Después de una hora en aquel recatado bosque de Montmorency, mi pobre camarada jadeaba despavorido, experimentando por momentos ese declive y desaparición del alma que lo transformaría en un bicho más. Sólo se serenó cuando llegamos al empedrado y a la luz de gas de París, y cuando nuestra victoria casi se despedaza contra un estruendoso ómnibus repleto de ciudadanos. Le dijo al cochero que recorriésemos los bulevares, para disolver en su espesa sociabilidad aquella burda materialización que le había dejado la cabeza tan pesada e inconsciente como la de un buey.
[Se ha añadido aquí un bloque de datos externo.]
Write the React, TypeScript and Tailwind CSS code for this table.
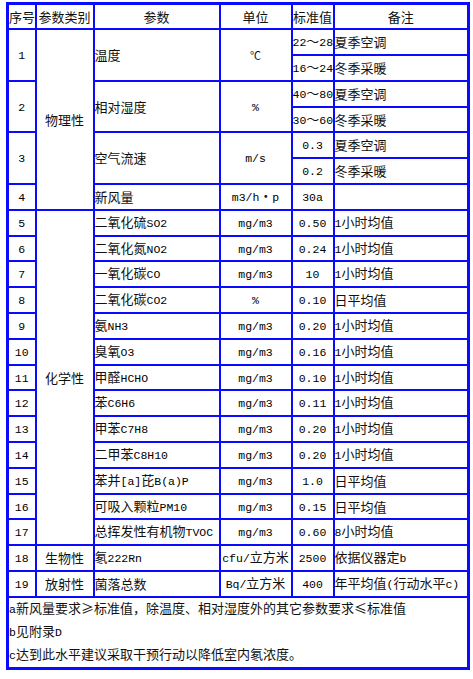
import React from "react";

function T({ s }: { s: string }) {
  const parts = s.split(/([\x00-\x7F]+)/).filter((p) => p.length > 0);
  return (
    <>
      {parts.map((p, i) =>
        /^[\x00-\x7F]+$/.test(p) ? (
          <span key={i} className="font-['Liberation_Mono',monospace] text-[11.5px] text-black">
            {p}
          </span>
        ) : (
          <span key={i}>{p}</span>
        )
      )}
    </>
  );
}

const td = "border-2 border-[#0a0aff] p-0 align-middle whitespace-nowrap";
const c = td + " text-center";
const l = td + " text-left";

type Row = { no: string; param: string; unit: string; val: string; note: string };

const chem: Row[] = [
  { no: "5", param: "二氧化硫SO2", unit: "mg/m3", val: "0.50", note: "1小时均值" },
  { no: "6", param: "二氧化氮NO2", unit: "mg/m3", val: "0.24", note: "1小时均值" },
  { no: "7", param: "一氧化碳CO", unit: "mg/m3", val: "10", note: "1小时均值" },
  { no: "8", param: "二氧化碳CO2", unit: "%", val: "0.10", note: "日平均值" },
  { no: "9", param: "氨NH3", unit: "mg/m3", val: "0.20", note: "1小时均值" },
  { no: "10", param: "臭氧O3", unit: "mg/m3", val: "0.16", note: "1小时均值" },
  { no: "11", param: "甲醛HCHO", unit: "mg/m3", val: "0.10", note: "1小时均值" },
  { no: "12", param: "苯C6H6", unit: "mg/m3", val: "0.11", note: "1小时均值" },
  { no: "13", param: "甲苯C7H8", unit: "mg/m3", val: "0.20", note: "1小时均值" },
  { no: "14", param: "二甲苯C8H10", unit: "mg/m3", val: "0.20", note: "1小时均值" },
  { no: "15", param: "苯并[a]芘B(a)P", unit: "mg/m3", val: "1.0", note: "日平均值" },
  { no: "16", param: "可吸入颗粒PM10", unit: "mg/m3", val: "0.15", note: "日平均值" },
  { no: "17", param: "总挥发性有机物TVOC", unit: "mg/m3", val: "0.60", note: "8小时均值" },
];

export default function App() {
  const rh = "h-[25.8px]";
  return (
    <div className="bg-white w-[473px] h-[679px] pt-[2px] pl-[6px] text-[13px] text-[#111] font-['Noto_Sans_CJK_SC','Noto_Sans',sans-serif]">
      <table className="border-collapse table-fixed w-[461px] border-[3px] border-[#0a0aff] leading-[16px]">
        <colgroup>
          <col className="w-[28px]" />
          <col className="w-[58px]" />
          <col className="w-[126px]" />
          <col className="w-[72px]" />
          <col className="w-[42px]" />
          <col className="w-[135px]" />
        </colgroup>
        <tbody>
          <tr className={rh}>
            <td className={c}>序号</td>
            <td className={c}>参数类别</td>
            <td className={c}>参数</td>
            <td className={c}>单位</td>
            <td className={c}>标准值</td>
            <td className={c}>备注</td>
          </tr>
          <tr className={rh}>
            <td className={c} rowSpan={2}><T s="1" /></td>
            <td className={c} rowSpan={7}>物理性</td>
            <td className={l} rowSpan={2}>温度</td>
            <td className={c} rowSpan={2}><span className="text-[11px]">℃</span></td>
            <td className={c}><T s="22" />～<T s="28" /></td>
            <td className={l}>夏季空调</td>
          </tr>
          <tr className={rh}>
            <td className={c}><T s="16" />～<T s="24" /></td>
            <td className={l}>冬季采暖</td>
          </tr>
          <tr className={rh}>
            <td className={c} rowSpan={2}><T s="2" /></td>
            <td className={l} rowSpan={2}>相对湿度</td>
            <td className={c} rowSpan={2}><T s="%" /></td>
            <td className={c}><T s="40" />～<T s="80" /></td>
            <td className={l}>夏季空调</td>
          </tr>
          <tr className={rh}>
            <td className={c}><T s="30" />～<T s="60" /></td>
            <td className={l}>冬季采暖</td>
          </tr>
          <tr className={rh}>
            <td className={c} rowSpan={2}><T s="3" /></td>
            <td className={l} rowSpan={2}>空气流速</td>
            <td className={c} rowSpan={2}><T s="m/s" /></td>
            <td className={c}><T s="0.3" /></td>
            <td className={l}>夏季空调</td>
          </tr>
          <tr className={rh}>
            <td className={c}><T s="0.2" /></td>
            <td className={l}>冬季采暖</td>
          </tr>
          <tr className={rh}>
            <td className={c}><T s="4" /></td>
            <td className={l}>新风量</td>
            <td className={c}><T s="m3/h" />・<T s="p" /></td>
            <td className={c}><T s="30a" /></td>
            <td className={l}></td>
          </tr>
          {chem.map((r, i) => (
            <tr className={rh} key={r.no}>
              <td className={c}><T s={r.no} /></td>
              {i === 0 && (
                <td className={c} rowSpan={13}>化学性</td>
              )}
              <td className={l}><T s={r.param} /></td>
              <td className={c}><T s={r.unit} /></td>
              <td className={c}><T s={r.val} /></td>
              <td className={l}><T s={r.note} /></td>
            </tr>
          ))}
          <tr className={rh}>
            <td className={c}><T s="18" /></td>
            <td className={c}>生物性</td>
            <td className={l}><T s="氡222Rn" /></td>
            <td className={c}><T s="cfu/立方米" /></td>
            <td className={c}><T s="2500" /></td>
            <td className={l}><T s="依据仪器定b" /></td>
          </tr>
          <tr className={rh}>
            <td className={c}><T s="19" /></td>
            <td className={c}>放射性</td>
            <td className={l}>菌落总数</td>
            <td className={c}><T s="Bq/立方米" /></td>
            <td className={c}><T s="400" /></td>
            <td className={l}><T s="年平均值(行动水平c)" /></td>
          </tr>
          <tr>
            <td className={td + " text-left"} colSpan={6}>
              <div className="h-[23px] flex items-center">
                <span><T s="a新风量要求≥标准值，除温度、相对湿度外的其它参数要求≤标准值" /></span>
              </div>
              <div className="h-[23px] flex items-center">
                <span><T s="b见附录D" /></span>
              </div>
              <div className="h-[23px] flex items-center">
                <span><T s="c达到此水平建议采取干预行动以降低室内氡浓度。" /></span>
              </div>
            </td>
          </tr>
        </tbody>
      </table>
    </div>
  );
}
A mí, me exigió que le acompañase al Teatro de Variedades para sacudirse, con el estribillo de La Femme à Papa, el molesto rumor de los mirlos cantando en los chopos, que todavía le zumbaba en los oídos.
Ese maravilloso Jacinto cumplió por entonces veintitrés años, y era un soberbio mozo en el que había reaparecido la fuerza de los antiguos Jacintos rurales. Sólo su nariz, afilada, con las aletas casi trasparentes y de una inquieta movilidad, como si anduviese olisqueando perfumes, pertenecía al refinamiento del siglo xix. El cabello se mantenía crespo y casi lanígero, a la manera de los rudos tiempos; y el bigote, lo mismo que el de un celta, caía en sedosos hilos que había que cepillar y rizar. Todo su vestuario (las gruesas corbatas de satén oscuro con alfiler de perla, los guantes de ante blanco y el betún de las botas) le llegaba de Londres en cajas de cedro, y siempre llevaba en el pecho una flor, no natural, sino diestramente compuesta por su florista con pétalos de diversas flores: clavel, azalea, orquídea o tulipán, embutidos en un asta y acompañados de un leve follaje de hinojo.